Nos dias de hoje, muitos desses movimentos contra-hegemônicos atuam em rede, organizando-se de forma horizontal e, freqüentemente, menos hierárquica. Os indivíduos assumem suas responsabilidades dentro das redes em que atuam e interagem. Uma rede de cultura é o resultado da mobilização dos homens e mulheres, jovens e idosos, que consideram importante não ser a cultura um bem acessível somente a alguns poucos. Uma rede de cultura de resistência não nega a pluralidade das culturas nos bairros da cidade: os livros, o cinema, o teatro, a música clássica são evidentemente expressões culturais importantes, mas também fazem parte da cultura o samba de roda, a arte-educação, o teatro popular, o hip-hop, o grafitti, entre as inúmeras manifestações que podemos encontrar em Salvador.

É claro que trabalhar em rede e agir no campo da cultura faz com que a gente deva perguntar-se sobre os valores que embasam os projetos culturais, os atores que sustentam tais valores, as representações sociais na construção da cultura que é promovida e da cultura que é desconsiderada. Sim, há diferentes expressões culturais e algumas delas podem ser mais aplaudidas com financiamento e a presença do público do que outras. Às redes da cultura de resistência cabe a responsabilidade de buscar respostas aos desafios da cultura como bem de todos, a cultura como bem comum.

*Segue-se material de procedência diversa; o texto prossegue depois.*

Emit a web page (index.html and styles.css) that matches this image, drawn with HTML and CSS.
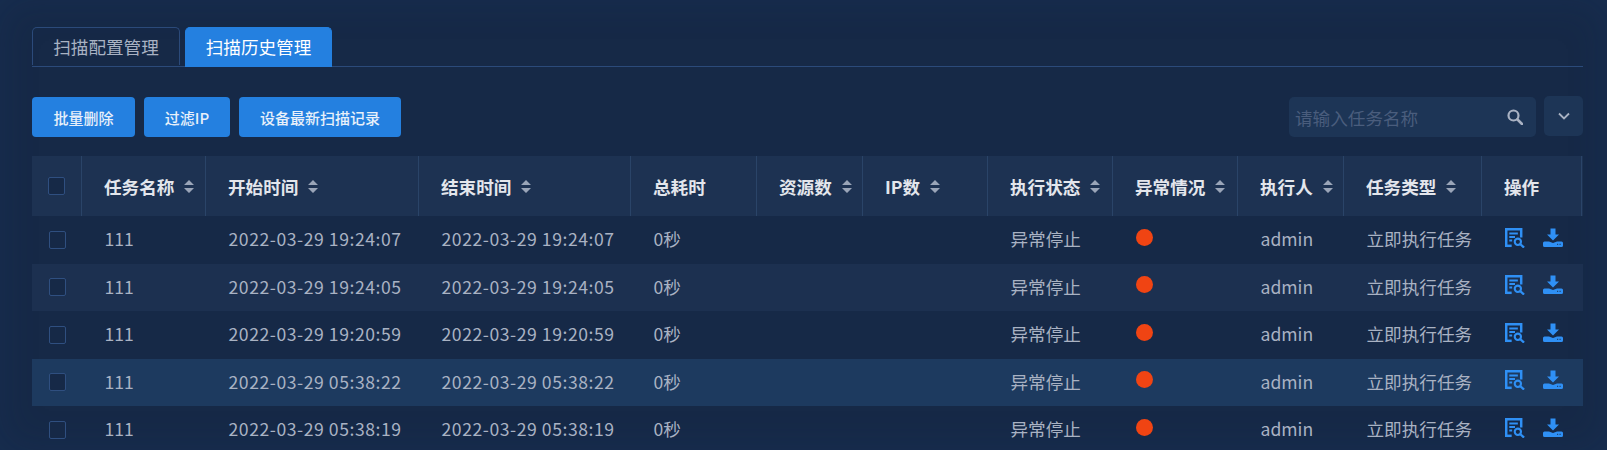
FILE: index.html
```html
<!DOCTYPE html>
<html lang="zh-CN">
<head>
    <meta charset="UTF-8">
    <title>扫描历史管理</title>
    <link rel="stylesheet" href="styles.css">
</head>
<body>
    <svg class="icon-defs" width="0" height="0">
        <symbol id="icon-report" viewBox="0 0 21 21">
            <path d="M1.300 20V1.300h15.700V10" fill="none" stroke="currentColor" stroke-width="2.600"/>
            <path d="M1.300 18.700h5.700" fill="none" stroke="currentColor" stroke-width="2.600"/>
            <path d="M4.500 5.800h9M4.500 9.500h6M4.500 13.200h3" fill="none" stroke="currentColor" stroke-width="2"/>
            <circle cx="13.500" cy="14.500" r="3.300" fill="none" stroke="currentColor" stroke-width="2.200"/>
            <path d="M16 17l4 3.500" fill="none" stroke="currentColor" stroke-width="2.400"/>
        </symbol>
        <symbol id="icon-download" viewBox="0 0 20 20">
            <path d="M7.500 0.500h5v6h3.500l-6 6-6-6h3.500z" fill="currentColor"/>
            <path d="M1.500 13.500h4.500l4 1.500 4-1.500h4.500a1.500 1.500 0 0 1 1.500 1.500v2.500a1.500 1.500 0 0 1-1.500 1.500h-17a1.500 1.500 0 0 1-1.500-1.500V15a1.500 1.500 0 0 1 1.500-1.500z" fill="currentColor"/>
            <path d="M14 16.300h1.200M16.500 16.300h1.200" stroke="#1b3355" stroke-width="1"/>
        </symbol>
        <symbol id="icon-sort" viewBox="0 0 10 13">
            <path d="M5 0l5 5H0zM5 13L0 8h10z" fill="currentColor"/>
        </symbol>
    </svg>

    <div class="tabs">
        <div class="tab">扫描配置管理</div>
        <div class="tab active">扫描历史管理</div>
    </div>

    <div class="toolbar">
        <button class="button btn-delete">批量删除</button>
        <button class="button btn-filter">过滤IP</button>
        <button class="button btn-latest">设备最新扫描记录</button>
        <div class="search">
            <span class="placeholder">请输入任务名称</span>
            <svg class="search-icon" viewBox="0 0 16 16" width="16" height="16">
                <circle cx="6.500" cy="6.500" r="5" fill="none" stroke="currentColor" stroke-width="2.200"/>
                <path d="M10.500 10.500l4.500 4.500" stroke="currentColor" stroke-width="2.600" stroke-linecap="round"/>
            </svg>
        </div>
        <div class="more">
            <svg viewBox="0 0 12 8" width="12" height="8">
                <path d="M1 1.500l5 5 5-5" fill="none" stroke="currentColor" stroke-width="1.800"/>
            </svg>
        </div>
    </div>

    <div class="table">
        <div class="row head">
            <div class="cell cell-check"><span class="check"></span></div>
            <div class="cell">任务名称<svg class="sort"><use href="#icon-sort"/></svg></div>
            <div class="cell">开始时间<svg class="sort"><use href="#icon-sort"/></svg></div>
            <div class="cell">结束时间<svg class="sort"><use href="#icon-sort"/></svg></div>
            <div class="cell">总耗时</div>
            <div class="cell">资源数<svg class="sort"><use href="#icon-sort"/></svg></div>
            <div class="cell">IP数<svg class="sort"><use href="#icon-sort"/></svg></div>
            <div class="cell">执行状态<svg class="sort"><use href="#icon-sort"/></svg></div>
            <div class="cell">异常情况<svg class="sort"><use href="#icon-sort"/></svg></div>
            <div class="cell">执行人<svg class="sort"><use href="#icon-sort"/></svg></div>
            <div class="cell">任务类型<svg class="sort"><use href="#icon-sort"/></svg></div>
            <div class="cell">操作</div>
        </div>
        <div id="rows"></div>
    </div>

    <script>
        const times = ["2022-03-29 19:24:07", "2022-03-29 19:24:05", "2022-03-29 19:20:59", "2022-03-29 05:38:22", "2022-03-29 05:38:19"];
        let html = "";
        times.forEach((t, i) => {
            const cls = i === 3 ? "row hover" : (i % 2 ? "row even" : "row");
            html += `<div class="${cls}">
                <div class="cell cell-check"><span class="check"></span></div>
                <div class="cell">111</div>
                <div class="cell date">${t}</div>
                <div class="cell date">${t}</div>
                <div class="cell">0秒</div>
                <div class="cell"></div>
                <div class="cell"></div>
                <div class="cell">异常停止</div>
                <div class="cell"><span class="dot"></span></div>
                <div class="cell">admin</div>
                <div class="cell">立即执行任务</div>
                <div class="cell actions">
                    <svg class="op"><use href="#icon-report"/></svg>
                    <svg class="op"><use href="#icon-download"/></svg>
                </div>
            </div>`;
        });
        document.getElementById("rows").innerHTML = html;
    </script>
</body>
</html>
```
FILE: styles.css
```css
* {
    box-sizing: border-box;
}

html, body {
    height: 100%;
}

body {
    margin: 0;
    padding: 27px 24px 0 32px;
    overflow: hidden;
    background: #162947;
    color: #a9b2c3;
    font-family: "Noto Sans CJK SC", "Liberation Sans", sans-serif;
    font-size: 17.600px;
    box-shadow: inset 0 0 40px rgba(30, 64, 120, 0.18);
}

.icon-defs {
    position: absolute;
}

.tabs {
    display: flex;
    gap: 5px;
    height: 40px;
    border-bottom: 1px solid #2b4a7a;
}

.tab {
    width: 148px;
    height: 38px;
    line-height: 37px;
    text-align: center;
    color: #a9b2c3;
    border: 1px solid #2b4a7a;
    border-bottom: none;
    border-radius: 5px 5px 0 0;
}

.tab.active {
    width: 147px;
    height: 40px;
    color: #ffffff;
    background: #2480e0;
    border-color: #2480e0;
}

.toolbar {
    display: flex;
    align-items: center;
    margin-top: 30px;
    height: 40px;
}

.button {
    height: 40px;
    margin-right: 9px;
    padding: 0;
    color: #e8f0fa;
    background: #2480e0;
    border: none;
    border-radius: 4px;
    font-family: inherit;
    font-size: 15px;
    font-weight: 500;
}

.btn-delete {
    width: 103px;
}

.btn-filter {
    width: 86px;
}

.btn-latest {
    width: 162px;
}

.search {
    display: flex;
    align-items: center;
    justify-content: space-between;
    width: 247px;
    height: 40px;
    margin-left: auto;
    padding: 0 13px 0 6px;
    background: #1d3556;
    border-radius: 5px;
}

.placeholder {
    color: #4a5d7d;
}

.search-icon {
    color: #a9b2c3;
}

.more {
    display: flex;
    align-items: center;
    justify-content: center;
    width: 39px;
    height: 40px;
    margin-left: 8px;
    margin-bottom: 2px;
    color: #a9b2c3;
    background: #1d3556;
    border-radius: 5px;
}

.table {
    margin-top: 19px;
}

.row {
    display: grid;
    grid-template-columns: 50px 124px 213px 212px 126px 106px 125px 125px 125px 106px 138px 100px;
    height: 47.500px;
    align-items: center;
}

.row.even {
    background: #1c3050;
}

.row.hover {
    background: #1d3a5f;
}

.row.head {
    height: 60px;
    background: #1d3252;
    color: #e3e6ec;
    font-weight: 700;
}

.head .cell {
    display: flex;
    align-items: center;
    height: 100%;
    padding-left: 22px;
    padding-bottom: 0;
    border-right: 1px solid #2a4468;
}

.cell {
    padding-left: 22.500px;
    padding-bottom: 2px;
    white-space: nowrap;
}

.date {
    letter-spacing: 0.550px;
}

.row .cell-check {
    padding-left: 17px;
    padding-bottom: 0;
}

.head .cell-check {
    padding-left: 16px;
}

.check {
    display: block;
    width: 17px;
    height: 18px;
    background: #162947;
    border: 1px solid #2f4f80;
    border-radius: 2px;
}

.sort {
    width: 10px;
    height: 13px;
    margin-left: 10px;
    color: #9aa5b8;
}

.dot {
    display: block;
    width: 17px;
    height: 17px;
    margin-top: -3px;
    background: #f04413;
    border-radius: 50%;
}

.actions {
    display: flex;
    align-items: center;
    gap: 18px;
    padding-left: 23px;
    padding-bottom: 4px;
}

.op {
    width: 20px;
    height: 20px;
    color: #2f90f5;
}
```
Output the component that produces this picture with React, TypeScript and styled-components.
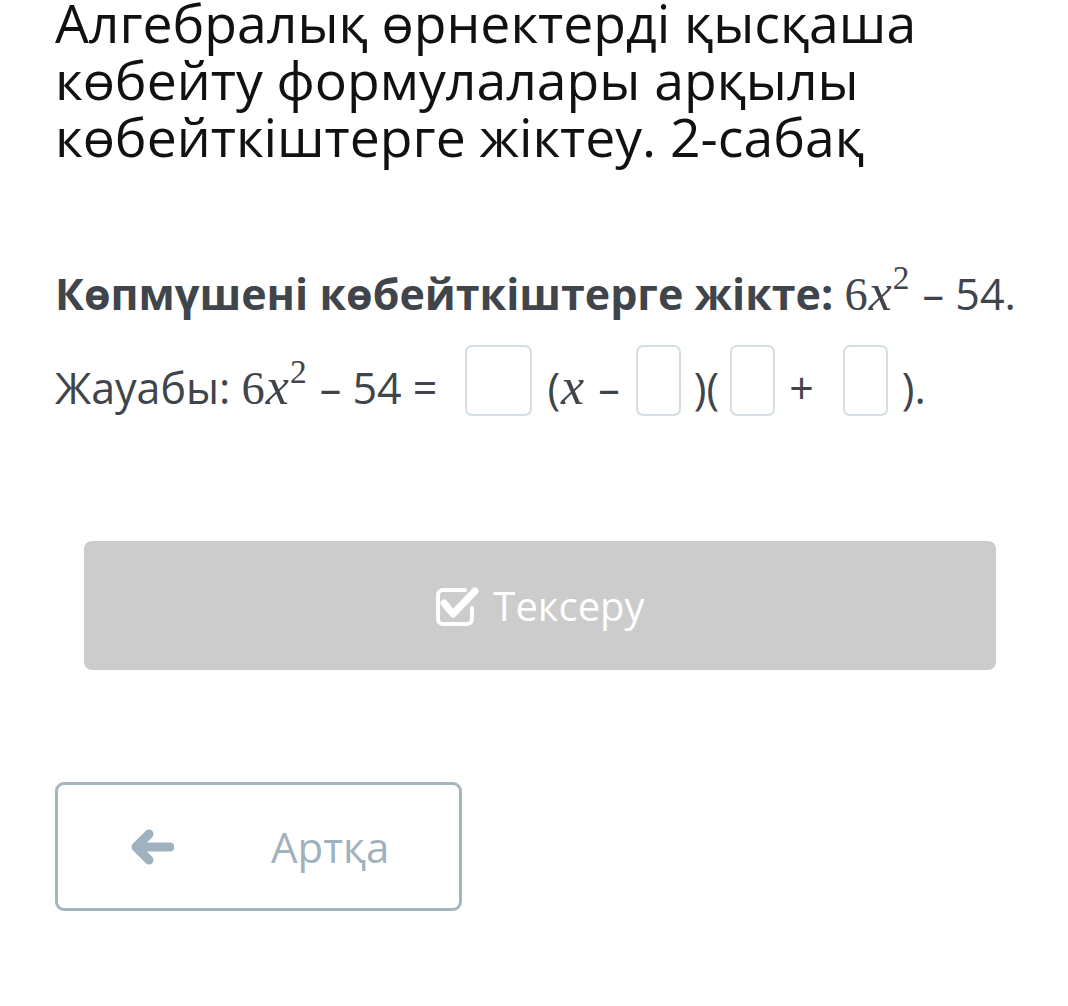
import React from "react";
import styled, { createGlobalStyle } from "styled-components";

const Global = createGlobalStyle`
  html, body { margin: 0; padding: 0; background: #ffffff; }
  body { font-family: "Open Sans", "Noto Sans", sans-serif; }
`;

const Page = styled.div`
  width: 1068px;
  height: 1006px;
  overflow: hidden;
  box-sizing: border-box;
  padding: 0 0 0 55px;
  display: flex;
  flex-direction: column;
`;

const Title = styled.h1`
  margin: -6px 0 0 0;
  font-weight: 400;
  font-size: 53.5px;
  line-height: 57px;
  color: #111111;
  width: 940px;
`;

const Question = styled.p`
  margin: 100px 0 0 0;
  font-size: 43px;
  line-height: 56px;
  color: #3f454b;
  white-space: nowrap;
`;

const Strong = styled.b`
  font-weight: 700;
`;

const MathExpr = styled.span`
  font-family: "Liberation Serif", "DejaVu Serif", serif;
  font-size: 1.08em;
  margin-right: 2px;
`;

const MathVar = styled.i`
  font-style: italic;
  font-size: 1.12em;
  padding: 0 1px;
`;

const Sup = styled.sup`
  font-size: 0.72em;
  line-height: 0;
  vertical-align: 0.62em;
`;

const AnswerRow = styled.div`
  margin-top: 22px;
  display: flex;
  align-items: center;
  font-size: 43px;
  color: #3f454b;
  height: 71px;
`;

const Piece = styled.span<{ $ml?: number }>`
  margin-left: ${(p) => p.$ml ?? 0}px;
  padding-top: 14px;
  white-space: pre;
  line-height: 57px;
`;

const Box = styled.span<{ $w: number; $ml: number }>`
  display: block;
  flex: none;
  box-sizing: border-box;
  width: ${(p) => p.$w}px;
  height: 71px;
  margin-left: ${(p) => p.$ml}px;
  border: 2px solid #d3dfe2;
  border-radius: 7px;
  background: #ffffff;
`;

const CheckButton = styled.button`
  margin: 125px 0 0 29px;
  width: 912px;
  height: 129px;
  flex: none;
  border: none;
  border-radius: 8px;
  background: #cccccc;
  color: #ffffff;
  font-family: "Open Sans", sans-serif;
  font-size: 40px;
  display: flex;
  align-items: center;
  justify-content: center;
  gap: 14px;
  padding: 0;
`;

const BackButton = styled.button`
  margin: 112px 0 0 0;
  width: 407px;
  height: 129px;
  flex: none;
  box-sizing: border-box;
  border: 3px solid #a6b6be;
  border-radius: 9px;
  background: #ffffff;
  color: #9fb2bd;
  font-family: "Open Sans", sans-serif;
  font-size: 42px;
  display: flex;
  align-items: center;
  padding: 0 0 0 72px;
`;

const BackLabel = styled.span`
  margin-left: 97px;
`;

const CheckIcon = () => (
  <svg width="44" height="40" viewBox="0 0 44 40" fill="none">
    <path
      d="M30 4H8a5 5 0 0 0-5 5v24a5 5 0 0 0 5 5h24a5 5 0 0 0 5-5V22"
      stroke="#ffffff"
      strokeWidth="4"
      strokeLinecap="round"
    />
    <path
      d="M9 17l9 11L40 5"
      stroke="#ffffff"
      strokeWidth="7"
      strokeLinecap="round"
      strokeLinejoin="round"
    />
  </svg>
);

const ArrowIcon = () => (
  <svg width="44" height="36" viewBox="0 0 44 36" fill="none">
    <path
      d="M40 18H8M19 5L6 18l13 13"
      stroke="#9fb2bd"
      strokeWidth="9"
      strokeLinecap="round"
      strokeLinejoin="round"
    />
  </svg>
);

const SixX = () => (
  <MathExpr>
    6<MathVar>x</MathVar>
    <Sup>2</Sup>
  </MathExpr>
);

export default function App() {
  return (
    <>
      <Global />
      <Page>
        <Title>
          Алгебралық өрнектерді қысқаша көбейту формулалары арқылы
          көбейткіштерге жіктеу. 2-сабақ
        </Title>
        <Question>
          <Strong>Көпмүшені көбейткіштерге жікте:</Strong> <SixX /> – 54.
        </Question>
        <AnswerRow>
          <Piece>
            Жауабы: <SixX /> – 54 =
          </Piece>
          <Box $w={67} $ml={28} />
          <Piece $ml={15}>
            (
            <MathExpr>
              <MathVar>x</MathVar>
            </MathExpr>{" "}
            –
          </Piece>
          <Box $w={45} $ml={16} />
          <Piece $ml={13}>)(</Piece>
          <Box $w={45} $ml={11} />
          <Piece $ml={14}>+</Piece>
          <Box $w={45} $ml={29} />
          <Piece $ml={14}>).</Piece>
        </AnswerRow>
        <CheckButton>
          <CheckIcon />
          <span>Тексеру</span>
        </CheckButton>
        <BackButton>
          <ArrowIcon />
          <BackLabel>Артқа</BackLabel>
        </BackButton>
      </Page>
    </>
  );
}
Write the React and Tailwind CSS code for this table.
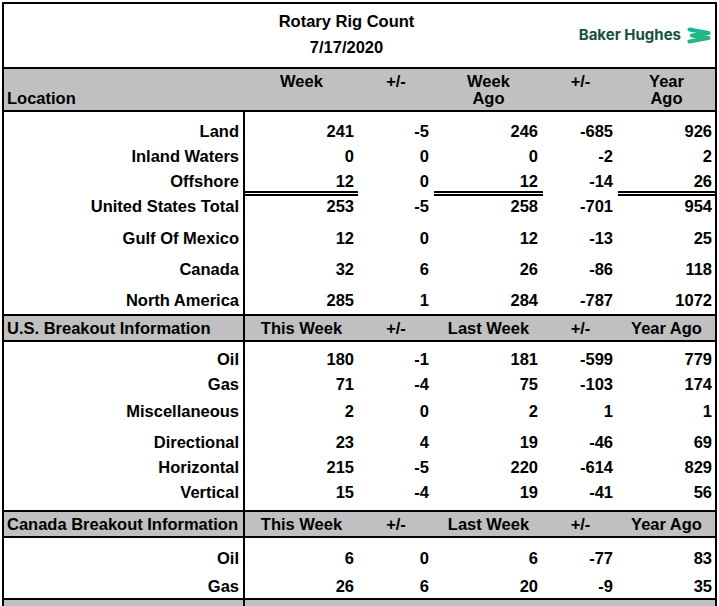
import React from 'react';

const cols = [
  'w-[113px] pr-[4px]',
  'w-[76px] pr-[5px]',
  'w-[109px] pr-[5px]',
  'w-[75px] pr-[5px]',
  'flex-1 pr-[3px]',
];

function Row({ label, vals, h, cell }) {
  return (
    <div className={`flex ${h}`}>
      <div className={`w-[241px] shrink-0 border-r-2 border-black text-right pr-[4px] ${cell}`}>{label}</div>
      {vals.map((v, i) => (
        <div key={i} className={`${cols[i]} shrink-0 text-right ${cell}`}>{v}</div>
      ))}
    </div>
  );
}

function Band({ label, heads }) {
  return (
    <div className="flex h-[28px] border-y-2 border-black bg-[#c0c0c0]">
      <div className="w-[241px] shrink-0 border-r-2 border-black pl-[3px] leading-[24px]">{label}</div>
      {heads.map((t, i) => (
        <div key={i} className={`${cols[i]} shrink-0 text-center leading-[24px] !pr-0`}>{t}</div>
      ))}
    </div>
  );
}

function Logo() {
  return (
    <div className="flex items-center gap-[4px] pt-[21px] pr-[2px]">
      <span className="font-['Inter',sans-serif] font-bold text-[15px] leading-[20px] text-[#16503e]">Baker Hughes</span>
      <svg width="28" height="19" viewBox="0 0 28 19">
        <defs>
          <linearGradient id="bhg" x1="0" y1="0" x2="1" y2="1">
            <stop offset="0" stopColor="#0cb9a4" />
            <stop offset="1" stopColor="#34b46c" />
          </linearGradient>
        </defs>
        <polyline points="4.5,3.5 23.5,7 7,9.5 23.5,12 4.5,15.5" fill="none" stroke="url(#bhg)" strokeWidth="4.2" strokeLinecap="round" strokeLinejoin="round" />
      </svg>
    </div>
  );
}

export default function App() {
  const heads = ['This Week', '+/-', 'Last Week', '+/-', 'Year Ago'];
  return (
    <div className="bg-white w-[719px] h-[606px] overflow-hidden font-['Liberation_Sans',Arial,sans-serif] font-bold text-[16.5px] text-black">
      <div className="ml-[2px] mt-[2px] w-[715px] border-2 border-black">
        {/* Title */}
        <div className="flex items-start h-[63px]">
          <div className="w-[241px] shrink-0" />
          <div className="w-[203px] shrink-0 text-center pt-[4px] leading-[26px]">
            <div>Rotary Rig Count</div>
            <div>7/17/2020</div>
          </div>
          <div className="flex-1 flex items-start justify-end">
            <Logo />
          </div>
        </div>
        {/* Header */}
        <div className="flex h-[45px] border-y-2 border-black bg-[#c0c0c0] leading-[17px]">
          <div className="w-[241px] shrink-0 pl-[3px] pt-[21px]">Location</div>
          <div className="w-[113px] shrink-0 text-center pt-[4px]">Week</div>
          <div className="w-[76px] shrink-0 text-center pt-[4px]">+/-</div>
          <div className="w-[109px] shrink-0 text-center pt-[4px]">Week<br />Ago</div>
          <div className="w-[75px] shrink-0 text-center pt-[4px]">+/-</div>
          <div className="flex-1 text-center pt-[4px]">Year<br />Ago</div>
        </div>
        <Row label="Land" vals={['241', '-5', '246', '-685', '926']} h="h-[32px]" cell="pt-[7px] leading-[25px]" />
        <Row label="Inland Waters" vals={['0', '0', '0', '-2', '2']} h="h-[25px]" cell="leading-[25px]" />
        <Row label="Offshore" vals={['12', '0', '12', '-14', '26']} h="h-[22px]" cell="leading-[25px]" />
        <div className="flex h-[5px]">
          <div className="w-[241px] shrink-0 border-r-2 border-black" />
          <div className="w-[113px] shrink-0 border-y-2 border-black" />
          <div className="w-[76px] shrink-0" />
          <div className="w-[109px] shrink-0 border-y-2 border-black" />
          <div className="w-[75px] shrink-0" />
          <div className="flex-1 border-y-2 border-black" />
        </div>
        <Row label="United States Total" vals={['253', '-5', '258', '-701', '954']} h="h-[24px]" cell="leading-[21px]" />
        <Row label="Gulf Of Mexico" vals={['12', '0', '12', '-13', '25']} h="h-[31px]" cell="pt-[6px] leading-[25px]" />
        <Row label="Canada" vals={['32', '6', '26', '-86', '118']} h="h-[31px]" cell="pt-[6px] leading-[25px]" />
        <Row label="North America" vals={['285', '1', '284', '-787', '1072']} h="h-[32px]" cell="pt-[6px] leading-[25px]" />
        <Band label="U.S. Breakout Information" heads={heads} />
        <Row label="Oil" vals={['180', '-1', '181', '-599', '779']} h="h-[30px]" cell="pt-[5px] leading-[25px]" />
        <Row label="Gas" vals={['71', '-4', '75', '-103', '174']} h="h-[25px]" cell="leading-[25px]" />
        <Row label="Miscellaneous" vals={['2', '0', '2', '1', '1']} h="h-[27px]" cell="pt-[2px] leading-[25px]" />
        <Row label="Directional" vals={['23', '4', '19', '-46', '69']} h="h-[31px]" cell="pt-[6px] leading-[25px]" />
        <Row label="Horizontal" vals={['215', '-5', '220', '-614', '829']} h="h-[25px]" cell="leading-[25px]" />
        <Row label="Vertical" vals={['15', '-4', '19', '-41', '56']} h="h-[30px]" cell="leading-[25px]" />
        <Band label="Canada Breakout Information" heads={heads} />
        <Row label="Oil" vals={['6', '0', '6', '-77', '83']} h="h-[33px]" cell="pt-[8px] leading-[25px]" />
        <Row label="Gas" vals={['26', '6', '20', '-9', '35']} h="h-[27px]" cell="pt-[3px] leading-[25px]" />
        <div className="flex h-[30px] border-t-2 border-black bg-[#c0c0c0]">
          <div className="w-[241px] shrink-0 border-r-2 border-black" />
        </div>
      </div>
    </div>
  );
}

Nesse sentido, a cultura é definida como um conjunto de significados que são compartilhados pelos membros de uma coletividade (uma sociedade, uma comunidade). Estes significados são utilizados pelos homens e mulheres em suas interações e relações. A cultura apresenta variações e evolui dinamicamente. A cultura assim entendida não aceita modelos nem fórmulas universais de uma única globalização que nos transforma todos em consumidores de uma cultura pasteurizada, sem gosto, sem variação.

Diante dos inúmeros desafios que nos apresenta a globalização, o que podem fazer os movimentos sociais e os grupos organizados em redes em Salvador a fim de promover uma cultura de resistência? As respostas não devem vir exclusivamente da Universidade, mas podem ser trabalhadas, sobretudo, no âmbito dos próprios movimentos. Cabe à Universidade, penso, colaborar nesse processo, com interrogações, pesquisa realizadas em parceria e com metodologias inovadoras. Portanto, concluímos este texto com uma sugestão: que os grupos e as redes de cultura trabalhem, por exemplo, na sistematização crítica de suas práticas.

Sabemos que muitos são os motivos que podem ser enumerados para explicar por que redes de cultura encontram, freqüentemente, dificuldades no seu planejamento e na vida quotidiana: a escassez de recursos (de financiamento, mas igualmente em pessoas), a necessidade de cumprir com os prazos das agências financiadoras para obter projetos, a falta de uma formação contínua de seus gestores, a prioridade que deve ser dada às urgências de curto prazo, a distância que pode existir entre a Universidade e estes grupos sociais. É claro que tais fatores variam de acordo com o contexto de cada cidade, de cada bairro.

A sistematização pode ser uma resposta a tais dificuldades. Sistematizar é construir a memória de uma experiência, divulgar saberes relacionados a práticas culturais (lições e ensinamentos), estimular o intercâmbio e a confrontação de idéias, bem como contribuir a reconstituir visões integradas dos processos de intervenção social. Ou seja, sistematizar é contar o que uma rede de cultura faz na sua prática a fim de ajudá-la a aprender com seus próprios processos e poder, então, melhor negociar com os diversos setores envolvidos na promoção da cultura na Bahia e em Salvador.

Com o objetivo de colaborar nesse processo, desenvolvemos um roteiro de sistematização de práticas sociais, disponível gratuitamente no Centro Interdisciplinar de Desenvolvimento e Gestão Social da Escola de Administração da UFBA (www.gestaosocial.org.br). Este roteiro visa a auxiliar o processo de construção da memória associada às inúmeras práticas culturais e experiências de gestão social atualmente em curso na Bahia.